We did very little walking at Stanford. With the loss of Ken’s hair something had gone out of our lives: our love of adventure, our habit of getting up early, even our desire to be alone together. Ken moved a little up to Barry and I clung on as best I could, so that now we were all three playing lawn-tennis for the rest time, and watching and being pole-axed, and messing about by the river with village boys. Of course we had to keep friendly with Barry anyhow, because he was the only one of us who had a bicycle; but later, when Papa took us into Faringdon and hired bicycles for us, I seem to remember that Ken and I were drawn together again, even getting up early in order to practise six different ways of mounting, and riding without hands, and standing on the saddle, and other tricks which would give us the chance of calling proudly to Mama: ‘Look at me!’
However, we did start another three days’ walking tour, Papa, Ken and I, but something happened to it. We walked over Lambourn Downs, and on the second day were lunching in Savernake Forest. For some reason Papa suddenly thought it would be fun to take train to Southampton. Anything was fun to us, and we agreed happily. We slept at Southampton, and next morning Papa thought it would be fun to take a boat round the Isle of Wight. I thought so too. But Ken, who had once been sick on the ornamental waters of Regent’s Park and rightly felt that he could be sick anywhere, wasn’t so sure. However, after a little persuasion, he said that he didn’t mind practising. So we went round the Isle of Wight. Ken wasn’t ill, but he left his knapsack on board. As the boat was now going round the Isle of Wight again, time slipped by, and eventually, so as not to miss church on Sunday, we went home by train. It was not quite the walk it should have been.
5
At Seaford I had my hair cut. The cousin from Jamaica landed in England, came down to Seaford, took one glance at my beautiful hair, and went on telling Mama about her troubles with black servants in Jamaica. There’s gratitude, I thought bitterly. After all I’ve done for her.
The next day saw the last of Shirley Temple. As Ken and I came back from the barber’s, carrying the precious locks in a paper-bag for Mama, we re-passed a little group of locals. They knew us by sight, for they had often seen us chasing butterflies on the cliffs here. They whistled ‘Get your hair cut.’ It is odd that this, the first moment of my emancipation, was the only time when I had ‘Get your hair cut’ whistled at me.
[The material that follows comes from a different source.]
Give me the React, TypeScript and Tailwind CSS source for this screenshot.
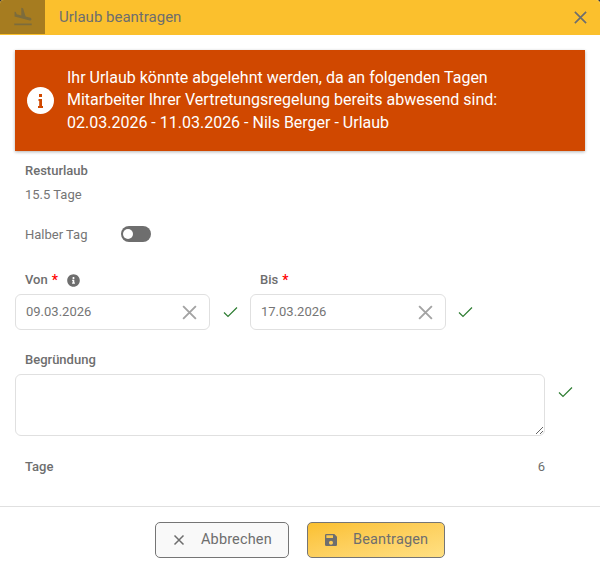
import { MdFlightLand, MdSave } from "react-icons/md";
import { FaInfoCircle } from "react-icons/fa";

const CheckMark = () => (
  <svg width="15" height="12" viewBox="0 0 15 12" className="shrink-0 text-[#2e7d32]">
    <path d="M1 6.5 L5 10.5 L14 1.5" fill="none" stroke="currentColor" strokeWidth="1.2" />
  </svg>
);

const Cross = ({ size, width, className }: { size: number; width: number; className: string }) => (
  <svg width={size} height={size} viewBox="0 0 16 16" className={className}>
    <path d="M2 2 L14 14 M14 2 L2 14" fill="none" stroke="currentColor" strokeWidth={width} />
  </svg>
);

const Required = () => <span className="text-[14px] text-[#f00]">*</span>;

function DateField({ value, className }: { value: string; className: string }) {
  return (
    <div className={`flex h-[36px] items-center justify-between rounded-[6px] border border-[#e0e0e0] pl-[10px] pr-[11px] ${className}`}>
      <span className="text-[13px] text-[#757575]">{value}</span>
      <Cross size={17} width={1.8} className="text-[#a3a3a3]" />
    </div>
  );
}

export default function App() {
  return (
    <div className="flex h-[583px] w-[600px] flex-col overflow-hidden bg-[#3a3a3a] font-['Roboto',sans-serif] text-[#6e6e6e]">
      <div className="flex h-full flex-col rounded-t-[4px] bg-white">
        <header className="flex h-[35px] shrink-0 items-center overflow-hidden rounded-t-[4px] bg-[#fbc02d]">
          <div className="flex h-[34px] w-[45px] shrink-0 items-center justify-center self-start bg-[#a67c20]">
            <MdFlightLand size={22} className="text-[#7c6c3c]" />
          </div>
          <h1 className="ml-[14px] flex-1 text-[15px] font-normal">Urlaub beantragen</h1>
          <Cross size={15} width={1.8} className="mr-[12px] text-[#6e6e6e]" />
        </header>

        <main className="flex flex-1 flex-col px-[15px] pt-[15px]">
          <div className="flex h-[101px] items-center bg-[#d04800] pl-[12px] text-[16px] leading-[22.4px] text-white shadow-[0_1px_3px_rgba(0,0,0,0.3)]">
            <div className="relative mr-[13px] flex h-[27px] w-[27px] shrink-0 items-center justify-center rounded-full bg-white">
              <svg width="5" height="15" viewBox="0 0 5 15" className="text-[#d04800]">
                <path d="M1 1h3v3H1z M0.5 6h3.5v7h1v2H0v-2h1.2V8H0.5z" fill="currentColor" />
              </svg>
            </div>
            <p>
              Ihr Urlaub könnte abgelehnt werden, da an folgenden Tagen
              <br />
              Mitarbeiter Ihrer Vertretungsregelung bereits abwesend sind:
              <br />
              02.03.2026 - 11.03.2026 - Nils Berger - Urlaub
            </p>
          </div>

          <section className="px-[10px] pt-[12px] text-[13px]">
            <div className="font-medium leading-[16px]">Resturlaub</div>
            <div className="mt-[8px] leading-[16px] text-[#757575]">15.5 Tage</div>
            <div className="mt-[20px] flex h-[24px] items-center">
              <span className="w-[96px] text-[#757575]">Halber Tag</span>
              <span className="mb-[2px] flex h-[16px] w-[30px] items-center rounded-full bg-[#6e6e6e] pl-[2px]">
                <span className="h-[10px] w-[10px] rounded-full bg-white" />
              </span>
            </div>
          </section>

          <section className="mt-[24px] flex text-[13px]">
            <div className="w-[235px]">
              <div className="flex h-[18px] items-center pl-[10px] font-medium">
                <span>Von</span>
                <span className="ml-[4px]"><Required /></span>
                <FaInfoCircle size={13} className="ml-[9px] text-[#6e6e6e]" />
              </div>
              <div className="mt-[5px] flex items-center">
                <DateField value="09.03.2026" className="w-[195px]" />
                <span className="ml-[13px]"><CheckMark /></span>
              </div>
            </div>
            <div>
              <div className="flex h-[18px] items-center pl-[10px] font-medium">
                <span>Bis</span>
                <span className="ml-[4px]"><Required /></span>
              </div>
              <div className="mt-[5px] flex items-center">
                <DateField value="17.03.2026" className="w-[196px]" />
                <span className="ml-[12px]"><CheckMark /></span>
              </div>
            </div>
          </section>

          <section className="mt-[21px]">
            <label className="block pl-[10px] text-[13px] font-medium leading-[18px]">Begründung</label>
            <div className="mt-[5px] flex items-start">
              <textarea className="block h-[62px] w-[530px] rounded-[6px] border border-[#e0e0e0] outline-none" />
              <span className="ml-[13px] mt-[12px]"><CheckMark /></span>
            </div>
          </section>

          <div className="mt-[22px] flex w-[530px] justify-between pl-[10px] text-[13px] leading-[18px]">
            <span className="font-medium">Tage</span>
            <span>6</span>
          </div>
        </main>

        <footer className="flex h-[77px] shrink-0 items-start justify-center gap-[18px] border-t border-[#e0e0e0] pt-[15px] text-[14.5px] tracking-[0.15px]">
          <button className="flex h-[36px] w-[134px] items-center rounded-[5px] border border-[#757575] bg-[#f9f9f9] pl-[17px]">
            <Cross size={12} width={2} className="text-[#6e6e6e]" />
            <span className="ml-[16px]">Abbrechen</span>
          </button>
          <button className="flex h-[36px] w-[138px] items-center rounded-[5px] border border-[#757575] bg-gradient-to-br from-[#fbc02d] to-[#ffe082] pl-[15px]">
            <MdSave size={16} className="text-[#6e6e6e]" />
            <span className="ml-[14px]">Beantragen</span>
          </button>
        </footer>
      </div>
    </div>
  );
}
Seaford brought us two blessings: butterflies and the sea; of the two we probably got greater pleasure from the butterflies. The first article which I wrote for the public press was written at this time. It was severely practical, being entitled ‘How to make a Butterfy-net.’ We hoped a lot from this; and I can only suppose that the reason why Ken wasn’t writing it was because he was busy on an article ‘Common Butterflies and their Haunts.’ My article was sent to Chums, Ken’s to the Boys’ Own Paper. That was the last we heard of them. Seaford in those days was full of butterflies. When, as periodically happens, some enthusiast writes to The Times to say that he has seen six Clouded Yellows simultaneously at Lower Beeding, and is followed by an authority who says that every seventh year brings a visitation of Clouded Yellows from the Continent, I count in sevens from 1892 to see if either of them knows what he is talking about. 1892 was the peak year for Clouded Yellows. Ken and I would go out together with our nets, find a suitable camping-place, and then separate. In half-an-hour we would meet again. Nothing was to be said, but the position of the butterfly-net on the return to camp would indicate to the other the nature of the bag. Net at the trail in the right hand, nothing better than a small Tortoiseshell; in the left hand, Brimstone or Red Admiral; at the slope on the right shoulder, Peacock or Painted Lady; on the left shoulder, Clouded Yellow; over the head, anything special.
Ken had been given Morris’ British Butterflies for a birthday present, and we knew it by heart. The kings and queens of the British butterfly world were, and I suppose still are, the Swallow-Tail, the Purple Emperor and the Camberwell Beauty. A few Swallow-Tails were to be found in Norfolk, where we never went; a few Purple Emperors at the tops of oak-trees (where we never went); a few Camberwell Beauties, no doubt, at Camberwell—where, also, we never went. We realized that these great butterflies were not for us. One day, while we were at breakfast, Papa called to us to come into the garden and see something. We went . . . and there on the flagstones just outside the garden-door was, incredibly, a Swallow-Tail. Left to ourselves Ken and I could have caught it, but the competition was too severe. Barry rushed for a net, anybody’s net. The Jamaica cousin’s son, who derided our English butterflies, and told us stories of West Indian butterflies like eagles, thought that he might start a collection with a Swallow-Tail, and dashed for his hat. Even Ken and I, each secretly longing to be thecaptor, however certainly we shared the spoil, got into each other’s way. It was all too much for the butterfly, which
went back to Norfolk. I am still hoping that one day I shall read a letter in The Times asking if the Swallow-Tail has ever been seen as far south as Sittingbourne. ‘Sir,’ I shall write.
I had been taught to swim at the Hampstead Baths, part of the teaching taking the simple form of pushing me in at the deep end and fishing for me with a hooked pole when I came to the surface. It was a relief to discover that nobody could push me into anything at Seaford. When the sea was rough (as it nearly always was), we bathed at the end of a long rope whose other end was held by Papa. Like many Victorians he couldn’t swim; unlike, I imagine, anybody else who couldn’t swim, he could float. At the Hampstead Baths he would lower himself carefully into the water and cross the bath on his back, with an impressive dignity which left you feeling that he would have done it on his front if he had been in a hurry. We wondered sometimes if it was just that he didn’t want to get his beard wet. In any case a rough sea was no good to him. Realizing that he wouldn’t be able to save us if we were in danger, he insisted on the rope. We resented it, but I expect he was right. Waves, like everything else are not what they were. In those days they were terrific, and we came out of the water blue, black and red all over.